Published: February 04, 2011
Now, mounting investigations are focusing on an attack from within that involves allegations of more than $135,000 in embezzled county funds and unauthorized wire transfers to Dubai, one of the United Arab Emirates.
Under arrest is Brenda S. Grubbs, 53, who in 2004 succeeded outgoing veteran Treasurer Geraldine Parrish, the woman who had asked for the safety glass and shepherded the county’s money for 16 years.
Grubbs, who lives on a rural farming property where her husband raises chickens and cattle on Whitehall Road, was released on $20,000 bond Wednesday after being placed under arrest following an interview in her office with Goochland Sheriff James L. Agnew.
A search warrant affidavit states that Grubbs acknowledged to Agnew that she had cashed as much as $135,000 in checks drawn on county funds since August. Wachovia Bank officials began looking into efforts by Grubbs to cash a $14,000 check at the Goochland Wachovia, alerting County Administrator Rebecca Dickson, who called in the sheriff Wednesday.
Grubbs drove her black pickup truck from the county office complex to the sheriff’s office, where she was arrested Wednesday evening and made a video appearance before a Charlottesville magistrate, who set bail.
According to a search warrant, investigators found documents hidden in Grubbs’ sock and she told Agnew that “she was wiring money to Dubai by means of Western Union.” Agnew refused to elaborate.
Grubbs, whose next court appearance is scheduled for Monday, could not be reached for comment. She and her husband own a 75-year-old farmhouse on 68 acres assessed at $589,800, according to county records.
Dickson, meanwhile, said yesterday that Grubbs has surrendered all county documents and materials — keys and credit cards — to access county bank holdings and offices and has agreed not to perform any functions associated with her office. All electronic data in the office has been preserved.
“It is a very disappointing time for the county, but I believe this will enable us to improve the financial controls that we have been struggling with for some time,” Dickson said in a news release.

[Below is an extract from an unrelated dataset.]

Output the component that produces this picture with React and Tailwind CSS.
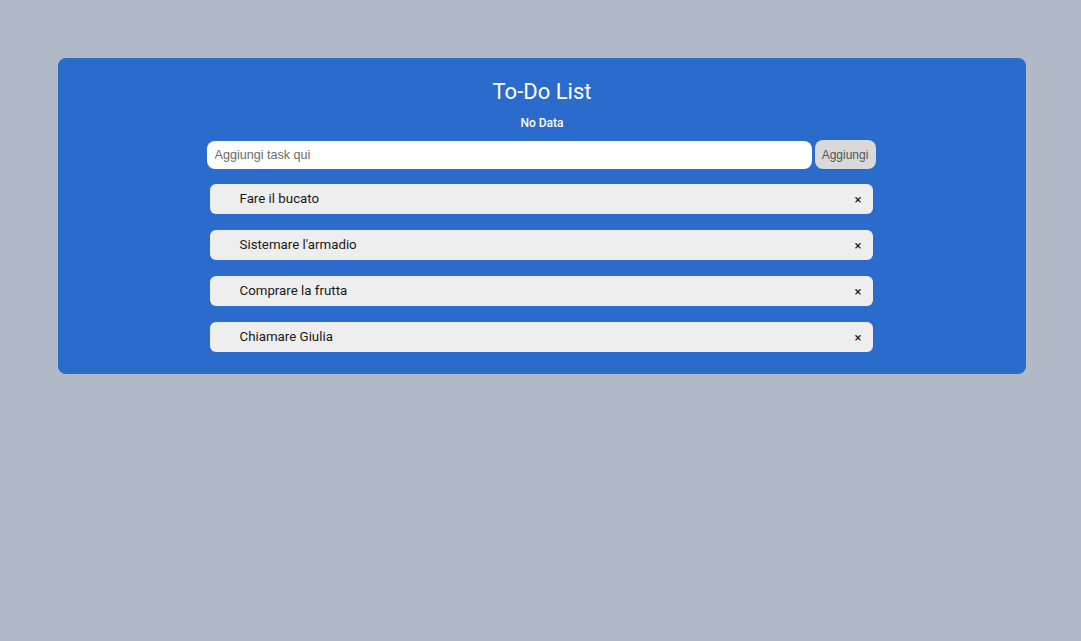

Dickson also said the county is investigating means of removing a constitutionally elected official from office; Grubbs, who is still identified as country treasurer on a bulletin board in her office, has not formally resigned.
Dickson said various investigative agencies are being called in to review financial records, including the auditor of public accounts. The state attorney general’s office authorized a Virginia State Police investigation Thursday.
In addition, county employees from other departments temporarily are assuming duties within the treasurer’s office, which is remaining open for business.
Grubbs earned $72,034 annually and was among those who first called attention to poor recordkeeping and check-cashing procedures within the county’s utilities department. Audits turned up more than $200,000 in idle cash.
County Administrator Gregory K. Wolfrey resigned in January 2009 after the financial problems were disclosed. The utilities director and another employee were fired.
After the audit, Dickson and staff members said they had compiled a list of more than 30 policies and procedures to put into effect.
A court order was issued Wednesday appointing Fluvanna Commonwealth’s Attorney Jeffrey W. Haislip as a special prosecutor in Grubbs’ case.